Task prompt: Repeat the material exactly from its first line to the line that includes "<book-table></book-table>". Skip pictures.

Data shown:
··········
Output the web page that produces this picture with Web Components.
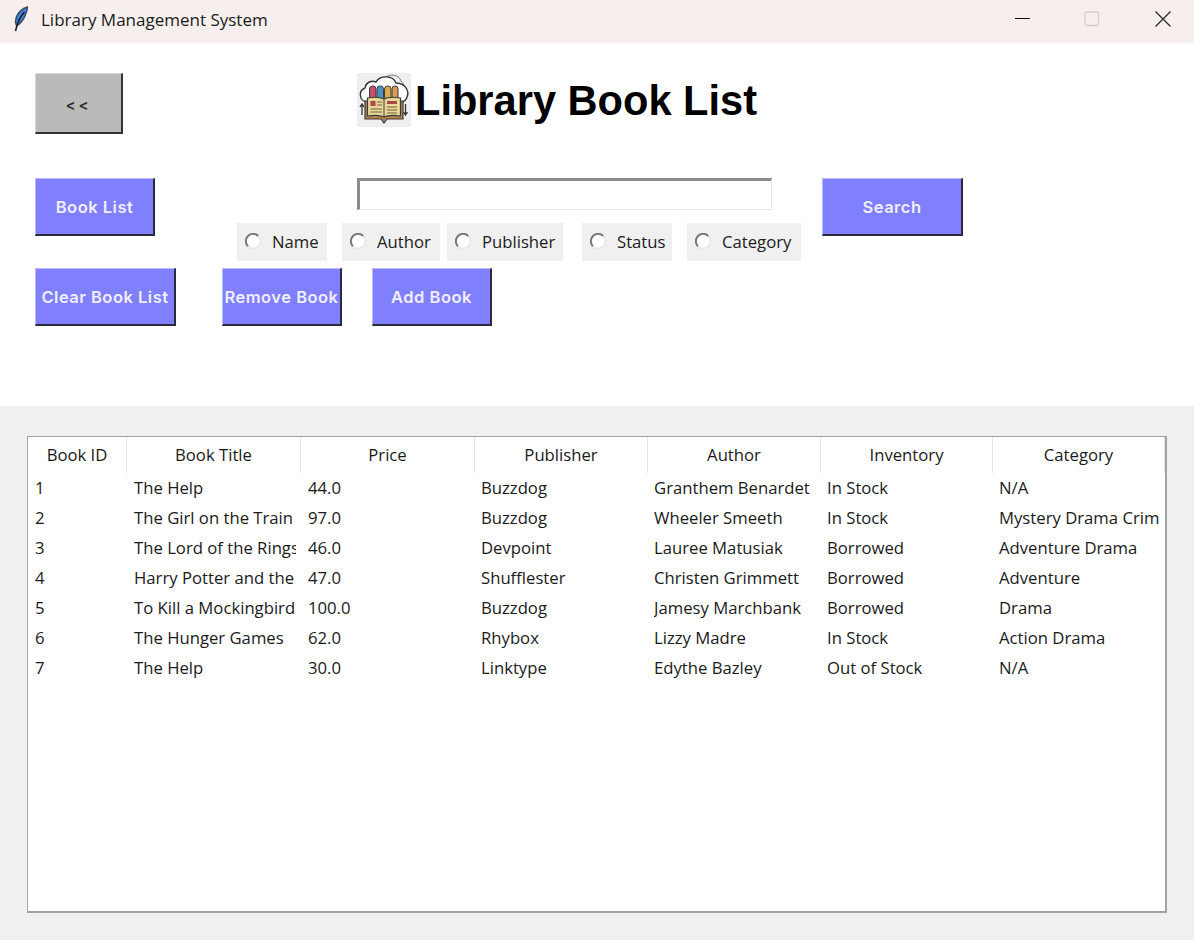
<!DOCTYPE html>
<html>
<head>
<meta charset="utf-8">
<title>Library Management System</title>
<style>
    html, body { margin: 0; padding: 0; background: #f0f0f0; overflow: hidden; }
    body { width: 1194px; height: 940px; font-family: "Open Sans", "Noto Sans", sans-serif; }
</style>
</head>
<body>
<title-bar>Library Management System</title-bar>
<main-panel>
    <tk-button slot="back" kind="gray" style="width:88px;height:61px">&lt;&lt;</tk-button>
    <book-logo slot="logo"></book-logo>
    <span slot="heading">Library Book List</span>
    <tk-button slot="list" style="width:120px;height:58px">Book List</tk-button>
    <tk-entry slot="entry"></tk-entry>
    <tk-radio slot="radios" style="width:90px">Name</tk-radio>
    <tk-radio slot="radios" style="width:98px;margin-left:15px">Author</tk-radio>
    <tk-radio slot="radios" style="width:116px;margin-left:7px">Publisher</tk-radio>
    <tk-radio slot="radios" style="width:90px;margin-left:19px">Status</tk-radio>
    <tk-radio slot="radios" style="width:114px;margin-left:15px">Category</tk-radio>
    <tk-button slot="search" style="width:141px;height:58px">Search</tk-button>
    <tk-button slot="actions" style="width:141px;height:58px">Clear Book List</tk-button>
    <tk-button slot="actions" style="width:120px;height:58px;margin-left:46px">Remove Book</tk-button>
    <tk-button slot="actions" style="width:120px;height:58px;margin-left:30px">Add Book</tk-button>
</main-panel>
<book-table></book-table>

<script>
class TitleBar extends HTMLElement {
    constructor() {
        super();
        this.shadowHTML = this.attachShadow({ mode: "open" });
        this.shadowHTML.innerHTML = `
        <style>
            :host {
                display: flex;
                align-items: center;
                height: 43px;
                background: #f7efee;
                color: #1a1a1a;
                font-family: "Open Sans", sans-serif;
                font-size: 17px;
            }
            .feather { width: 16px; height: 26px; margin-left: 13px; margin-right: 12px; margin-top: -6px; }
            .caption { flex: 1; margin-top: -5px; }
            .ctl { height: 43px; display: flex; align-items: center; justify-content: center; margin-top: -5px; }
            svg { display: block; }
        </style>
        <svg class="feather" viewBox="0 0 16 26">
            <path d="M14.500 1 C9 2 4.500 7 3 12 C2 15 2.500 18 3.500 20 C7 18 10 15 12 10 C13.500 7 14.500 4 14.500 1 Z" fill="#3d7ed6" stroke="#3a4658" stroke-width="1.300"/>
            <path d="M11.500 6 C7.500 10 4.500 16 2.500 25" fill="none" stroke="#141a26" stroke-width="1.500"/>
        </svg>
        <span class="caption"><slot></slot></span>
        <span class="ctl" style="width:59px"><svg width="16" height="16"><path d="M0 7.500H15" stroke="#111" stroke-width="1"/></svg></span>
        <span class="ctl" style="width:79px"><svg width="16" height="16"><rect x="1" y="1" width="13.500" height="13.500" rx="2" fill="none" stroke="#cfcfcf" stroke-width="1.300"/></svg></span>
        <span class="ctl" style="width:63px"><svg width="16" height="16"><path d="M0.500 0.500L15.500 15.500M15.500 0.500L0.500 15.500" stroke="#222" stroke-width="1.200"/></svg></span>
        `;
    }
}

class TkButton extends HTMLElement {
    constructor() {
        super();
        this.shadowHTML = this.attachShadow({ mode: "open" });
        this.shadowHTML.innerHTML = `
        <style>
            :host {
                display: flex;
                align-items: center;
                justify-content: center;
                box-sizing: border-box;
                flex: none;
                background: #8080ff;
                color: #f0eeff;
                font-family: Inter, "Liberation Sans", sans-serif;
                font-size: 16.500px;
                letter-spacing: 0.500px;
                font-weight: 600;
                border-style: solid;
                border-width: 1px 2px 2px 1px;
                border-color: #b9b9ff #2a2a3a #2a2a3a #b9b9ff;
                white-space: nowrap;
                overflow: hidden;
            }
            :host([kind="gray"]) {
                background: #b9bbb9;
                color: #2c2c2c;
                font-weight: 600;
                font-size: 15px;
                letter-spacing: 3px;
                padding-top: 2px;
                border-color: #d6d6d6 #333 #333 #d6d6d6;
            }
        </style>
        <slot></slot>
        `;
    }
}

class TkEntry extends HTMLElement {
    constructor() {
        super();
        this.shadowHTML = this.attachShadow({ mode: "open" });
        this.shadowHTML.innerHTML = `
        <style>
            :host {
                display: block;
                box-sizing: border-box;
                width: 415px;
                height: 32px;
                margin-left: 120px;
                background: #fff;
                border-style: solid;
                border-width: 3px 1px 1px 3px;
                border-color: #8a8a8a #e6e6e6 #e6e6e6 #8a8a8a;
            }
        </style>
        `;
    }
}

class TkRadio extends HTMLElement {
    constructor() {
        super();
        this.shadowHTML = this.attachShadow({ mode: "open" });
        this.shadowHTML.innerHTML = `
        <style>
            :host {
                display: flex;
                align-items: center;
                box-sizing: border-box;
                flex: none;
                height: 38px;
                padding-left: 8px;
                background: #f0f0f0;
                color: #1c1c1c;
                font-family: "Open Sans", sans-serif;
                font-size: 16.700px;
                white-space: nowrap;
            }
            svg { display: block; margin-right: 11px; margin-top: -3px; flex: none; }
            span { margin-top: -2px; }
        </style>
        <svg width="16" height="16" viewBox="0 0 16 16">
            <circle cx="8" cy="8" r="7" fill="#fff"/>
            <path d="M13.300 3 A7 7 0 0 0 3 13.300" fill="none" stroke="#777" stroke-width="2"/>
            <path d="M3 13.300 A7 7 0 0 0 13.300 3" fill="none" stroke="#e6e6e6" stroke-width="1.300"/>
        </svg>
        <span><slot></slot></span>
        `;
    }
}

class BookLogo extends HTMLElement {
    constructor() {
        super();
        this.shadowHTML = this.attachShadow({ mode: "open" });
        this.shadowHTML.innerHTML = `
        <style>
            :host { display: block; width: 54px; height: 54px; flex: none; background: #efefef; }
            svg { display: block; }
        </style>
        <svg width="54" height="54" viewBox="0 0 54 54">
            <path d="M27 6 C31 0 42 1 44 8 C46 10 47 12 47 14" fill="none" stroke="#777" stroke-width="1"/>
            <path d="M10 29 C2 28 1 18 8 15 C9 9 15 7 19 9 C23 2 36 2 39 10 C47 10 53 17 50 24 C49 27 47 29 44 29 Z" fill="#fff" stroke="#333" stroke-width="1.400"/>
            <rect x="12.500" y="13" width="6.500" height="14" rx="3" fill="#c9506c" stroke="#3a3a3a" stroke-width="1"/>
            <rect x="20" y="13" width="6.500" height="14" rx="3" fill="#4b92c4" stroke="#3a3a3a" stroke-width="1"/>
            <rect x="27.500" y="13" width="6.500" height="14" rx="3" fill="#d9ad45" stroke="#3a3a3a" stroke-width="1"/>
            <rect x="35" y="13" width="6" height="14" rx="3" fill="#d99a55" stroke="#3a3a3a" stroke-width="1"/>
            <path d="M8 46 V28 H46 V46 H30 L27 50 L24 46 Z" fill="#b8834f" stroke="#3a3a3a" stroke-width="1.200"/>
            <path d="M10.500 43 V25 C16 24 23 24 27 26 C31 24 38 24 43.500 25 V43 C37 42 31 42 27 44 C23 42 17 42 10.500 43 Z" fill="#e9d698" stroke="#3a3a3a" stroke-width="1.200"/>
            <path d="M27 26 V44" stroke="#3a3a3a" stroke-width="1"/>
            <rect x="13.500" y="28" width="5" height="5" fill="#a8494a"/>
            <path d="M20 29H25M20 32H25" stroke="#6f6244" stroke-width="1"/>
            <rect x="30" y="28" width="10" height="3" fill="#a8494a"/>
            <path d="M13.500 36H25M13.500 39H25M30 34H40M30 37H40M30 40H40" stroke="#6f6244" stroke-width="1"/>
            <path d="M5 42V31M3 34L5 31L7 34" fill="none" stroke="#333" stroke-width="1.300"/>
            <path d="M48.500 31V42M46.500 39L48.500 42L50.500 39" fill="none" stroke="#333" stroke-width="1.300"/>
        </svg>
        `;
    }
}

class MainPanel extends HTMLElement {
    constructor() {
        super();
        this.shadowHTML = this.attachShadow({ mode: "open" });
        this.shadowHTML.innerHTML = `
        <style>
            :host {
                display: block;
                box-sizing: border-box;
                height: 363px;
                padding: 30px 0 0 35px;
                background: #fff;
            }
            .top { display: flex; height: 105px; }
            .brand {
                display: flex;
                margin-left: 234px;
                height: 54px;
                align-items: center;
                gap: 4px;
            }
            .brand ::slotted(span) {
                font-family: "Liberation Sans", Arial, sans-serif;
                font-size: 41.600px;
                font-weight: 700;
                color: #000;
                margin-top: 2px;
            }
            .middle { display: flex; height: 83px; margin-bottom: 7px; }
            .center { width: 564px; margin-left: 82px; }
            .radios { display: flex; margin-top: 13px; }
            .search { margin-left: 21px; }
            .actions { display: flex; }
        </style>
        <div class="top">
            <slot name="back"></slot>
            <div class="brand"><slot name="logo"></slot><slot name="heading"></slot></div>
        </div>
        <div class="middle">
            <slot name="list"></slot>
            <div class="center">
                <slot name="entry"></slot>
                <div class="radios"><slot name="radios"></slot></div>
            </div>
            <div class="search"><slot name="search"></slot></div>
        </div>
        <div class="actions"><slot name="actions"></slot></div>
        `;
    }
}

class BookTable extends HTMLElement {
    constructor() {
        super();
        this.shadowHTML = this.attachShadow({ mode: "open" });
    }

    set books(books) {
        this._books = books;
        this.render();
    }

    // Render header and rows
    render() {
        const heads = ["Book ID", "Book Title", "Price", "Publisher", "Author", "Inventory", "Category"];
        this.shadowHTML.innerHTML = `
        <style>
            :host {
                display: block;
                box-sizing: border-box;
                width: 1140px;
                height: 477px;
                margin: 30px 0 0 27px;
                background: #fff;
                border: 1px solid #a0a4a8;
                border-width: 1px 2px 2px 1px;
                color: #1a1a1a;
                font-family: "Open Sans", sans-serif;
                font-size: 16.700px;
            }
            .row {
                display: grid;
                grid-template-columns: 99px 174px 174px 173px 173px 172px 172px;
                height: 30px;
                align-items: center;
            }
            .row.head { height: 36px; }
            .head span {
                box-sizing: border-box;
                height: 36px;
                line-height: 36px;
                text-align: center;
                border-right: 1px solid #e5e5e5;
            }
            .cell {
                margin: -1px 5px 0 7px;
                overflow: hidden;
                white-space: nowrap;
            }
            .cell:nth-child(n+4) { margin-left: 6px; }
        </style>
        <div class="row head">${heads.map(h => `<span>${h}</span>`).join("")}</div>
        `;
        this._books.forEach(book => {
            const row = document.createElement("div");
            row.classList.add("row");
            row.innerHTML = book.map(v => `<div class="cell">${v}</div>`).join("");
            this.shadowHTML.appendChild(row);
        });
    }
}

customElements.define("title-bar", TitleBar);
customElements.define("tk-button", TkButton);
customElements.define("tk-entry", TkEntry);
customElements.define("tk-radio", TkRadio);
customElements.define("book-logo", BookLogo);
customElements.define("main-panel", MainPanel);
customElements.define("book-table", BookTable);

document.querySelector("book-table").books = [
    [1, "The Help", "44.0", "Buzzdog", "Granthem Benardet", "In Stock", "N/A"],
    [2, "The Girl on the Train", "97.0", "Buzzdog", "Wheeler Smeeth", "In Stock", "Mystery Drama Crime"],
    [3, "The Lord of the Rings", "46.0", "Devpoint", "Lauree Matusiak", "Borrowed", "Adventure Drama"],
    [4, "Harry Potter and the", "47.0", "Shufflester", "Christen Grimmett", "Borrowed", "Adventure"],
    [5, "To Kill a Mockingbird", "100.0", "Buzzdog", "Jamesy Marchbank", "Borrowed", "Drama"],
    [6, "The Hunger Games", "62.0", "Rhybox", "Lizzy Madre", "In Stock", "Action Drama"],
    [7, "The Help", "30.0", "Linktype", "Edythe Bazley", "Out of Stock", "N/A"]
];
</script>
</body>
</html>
··········
Correct answer:
Output the web page that produces this picture with Web Components.
<!DOCTYPE html>
<html>
<head>
<meta charset="utf-8">
<title>Library Management System</title>
<style>
    html, body { margin: 0; padding: 0; background: #f0f0f0; overflow: hidden; }
    body { width: 1194px; height: 940px; font-family: "Open Sans", "Noto Sans", sans-serif; }
</style>
</head>
<body>
<title-bar>Library Management System</title-bar>
<main-panel>
    <tk-button slot="back" kind="gray" style="width:88px;height:61px">&lt;&lt;</tk-button>
    <book-logo slot="logo"></book-logo>
    <span slot="heading">Library Book List</span>
    <tk-button slot="list" style="width:120px;height:58px">Book List</tk-button>
    <tk-entry slot="entry"></tk-entry>
    <tk-radio slot="radios" style="width:90px">Name</tk-radio>
    <tk-radio slot="radios" style="width:98px;margin-left:15px">Author</tk-radio>
    <tk-radio slot="radios" style="width:116px;margin-left:7px">Publisher</tk-radio>
    <tk-radio slot="radios" style="width:90px;margin-left:19px">Status</tk-radio>
    <tk-radio slot="radios" style="width:114px;margin-left:15px">Category</tk-radio>
    <tk-button slot="search" style="width:141px;height:58px">Search</tk-button>
    <tk-button slot="actions" style="width:141px;height:58px">Clear Book List</tk-button>
    <tk-button slot="actions" style="width:120px;height:58px;margin-left:46px">Remove Book</tk-button>
    <tk-button slot="actions" style="width:120px;height:58px;margin-left:30px">Add Book</tk-button>
</main-panel>
<book-table></book-table>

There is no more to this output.